Friday, April 11, 2008

Eye of the Beholder?

Francisco makes some interesting points about beauty in his post here. While I too will gladly stand up for the use of folk music at masses (though not "Eagles Wings" - yuck), I think he goes a bit far, both by dismissing the important role beauty plays in our knowing the true and the good and by making beauty something totally relative.

As to the first, the author of the article makes the point that beauty is the catalyst for our pursuit of goodness and truth. That is, "Without beauty, truth becomes legalism and goodness becomes moralism." Beauty is the thing that makes us, as humans, attracted to the true and the good. It awakens us to the desire. It is the thing that moves. A person can tell me something true, but without it being beautiful, I won't care. I can realize something is good, but without beauty, I won't do it. As a result, the Catholic Church's mission of teaching the true and the good can only occur in the context of the beautiful. It is what gives us ears to hear the truth.

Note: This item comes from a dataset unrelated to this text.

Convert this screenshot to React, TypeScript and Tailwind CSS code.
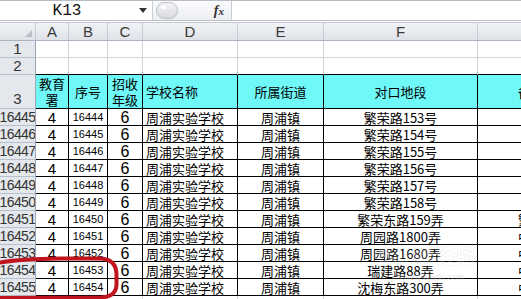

It is what gives us the will to do what is good.

And for the second, to say that beauty is pluralistic is not to say that it is relativistic. That is, the fact that some things move me more than Francisco, and vice-versa, does not imply that nothing is objectively beautiful. Honestly, I think it is kind of like Kraft's point about lay movements: there are several good lay movements, some which move me more than others. But there are also some movements that teach heresy. A great many might be objectively good, but there are still some that are objectively bad. And a great many things are beautiful, but there are also some things that are just plain ugly.

Perhaps more importantly to me personally is what this kind of a view of beauty does to art education. The entire idea behind art education is that something is objectively beautiful and that we can be taught to better appreciate it. But if there is nothing that is objectively beautiful at all, there is no point in being taught to appreciate one thing more than another. Preference reigns supreme. I think this strikes me so strongly because art, particularly music, is something I'm only now, as an adult, learning to appreciate.

Even after gaining an appreciation, the best art takes patience and attentiveness to get its beauty, while pop stuff is immediately catchy (though often superficial). For instance, when I was first given a copy of Sufjan Stevens' Illinois, I couldn't stand it. His eight minute "orchestral folk" songs seemed strange and noisy, and I longed to be back among my three minute, always catchy pop songs. Now, though, after roughly a thousand listens, the album stands among my favorites. And it is without question a beautiful work of art. I stuck with it because I had people who I trusted to have an eye/ear for beauty telling me it was beautiful, even when I didn't get why. But if I had accepted that beauty was in the eye of the beholder, I would have had no reason to wait, to educate my sense of beauty. And I do believe that I know God better as a result.